Leaving out all pictures, reproduce the entries below exactly, from the first line through the line that contains "import React from".
◇ ◇ ◇ ◇
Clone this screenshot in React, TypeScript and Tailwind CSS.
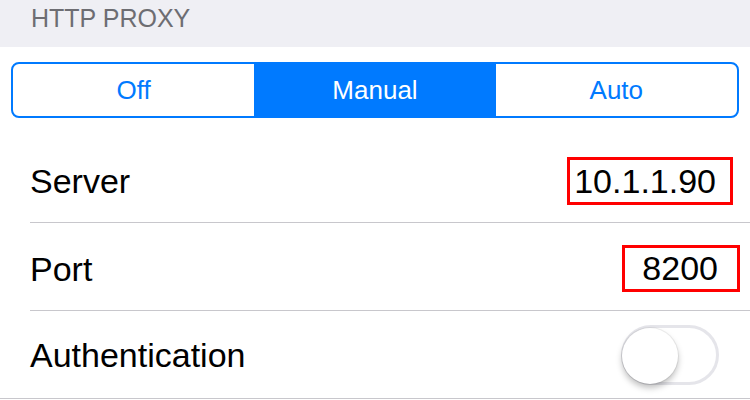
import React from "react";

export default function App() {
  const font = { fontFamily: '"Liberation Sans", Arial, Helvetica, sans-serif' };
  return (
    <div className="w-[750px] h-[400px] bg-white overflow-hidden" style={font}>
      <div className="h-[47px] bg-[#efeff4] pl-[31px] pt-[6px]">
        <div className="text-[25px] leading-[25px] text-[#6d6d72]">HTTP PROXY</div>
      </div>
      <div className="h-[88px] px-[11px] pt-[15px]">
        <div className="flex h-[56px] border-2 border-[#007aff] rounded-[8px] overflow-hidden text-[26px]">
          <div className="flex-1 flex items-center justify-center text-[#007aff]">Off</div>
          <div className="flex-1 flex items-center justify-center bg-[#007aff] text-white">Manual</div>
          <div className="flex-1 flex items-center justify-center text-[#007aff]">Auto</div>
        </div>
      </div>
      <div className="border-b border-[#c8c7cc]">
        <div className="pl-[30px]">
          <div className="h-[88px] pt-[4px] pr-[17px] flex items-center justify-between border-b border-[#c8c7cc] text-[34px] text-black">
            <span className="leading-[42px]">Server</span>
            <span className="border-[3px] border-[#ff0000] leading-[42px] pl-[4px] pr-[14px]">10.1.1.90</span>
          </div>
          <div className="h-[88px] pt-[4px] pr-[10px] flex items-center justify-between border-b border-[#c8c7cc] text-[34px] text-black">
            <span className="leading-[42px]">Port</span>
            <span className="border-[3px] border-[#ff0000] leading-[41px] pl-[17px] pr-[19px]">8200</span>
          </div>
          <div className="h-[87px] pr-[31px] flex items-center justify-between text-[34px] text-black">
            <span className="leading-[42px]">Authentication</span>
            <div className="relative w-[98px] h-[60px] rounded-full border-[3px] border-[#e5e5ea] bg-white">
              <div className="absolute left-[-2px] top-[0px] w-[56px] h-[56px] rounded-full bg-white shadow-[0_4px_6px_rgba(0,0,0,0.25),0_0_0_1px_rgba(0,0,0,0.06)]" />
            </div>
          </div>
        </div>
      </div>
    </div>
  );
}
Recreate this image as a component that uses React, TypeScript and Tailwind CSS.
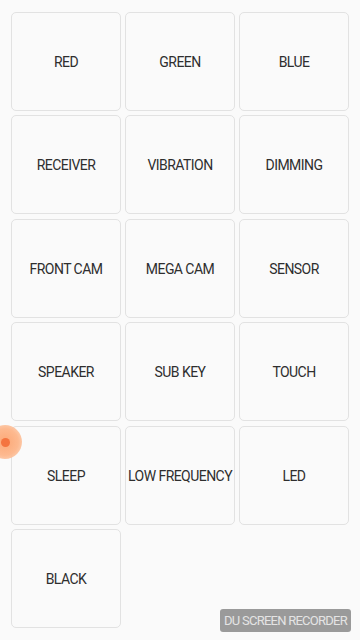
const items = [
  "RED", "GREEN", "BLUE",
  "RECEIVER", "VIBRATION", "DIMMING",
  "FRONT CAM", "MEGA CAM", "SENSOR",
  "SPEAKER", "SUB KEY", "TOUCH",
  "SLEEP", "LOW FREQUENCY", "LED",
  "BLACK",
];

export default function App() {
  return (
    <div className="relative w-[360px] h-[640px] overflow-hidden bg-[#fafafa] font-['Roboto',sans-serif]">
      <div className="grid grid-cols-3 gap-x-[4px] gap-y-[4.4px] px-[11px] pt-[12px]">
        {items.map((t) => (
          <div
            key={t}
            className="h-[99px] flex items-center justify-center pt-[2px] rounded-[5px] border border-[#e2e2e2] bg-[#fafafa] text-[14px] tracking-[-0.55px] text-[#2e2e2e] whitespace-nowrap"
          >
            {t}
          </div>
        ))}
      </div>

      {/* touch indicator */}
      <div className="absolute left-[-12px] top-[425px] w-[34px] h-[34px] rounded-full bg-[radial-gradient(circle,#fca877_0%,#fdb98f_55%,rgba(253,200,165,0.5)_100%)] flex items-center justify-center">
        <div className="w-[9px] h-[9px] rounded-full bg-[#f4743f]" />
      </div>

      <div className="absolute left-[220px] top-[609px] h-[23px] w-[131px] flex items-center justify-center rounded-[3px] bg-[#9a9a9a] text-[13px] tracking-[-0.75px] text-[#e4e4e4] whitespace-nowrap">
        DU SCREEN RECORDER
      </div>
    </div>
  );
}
◇ ◇ ◇ ◇
- **Exercise answer**
Clone this screenshot in React, TypeScript and Tailwind CSS.
import React from "react";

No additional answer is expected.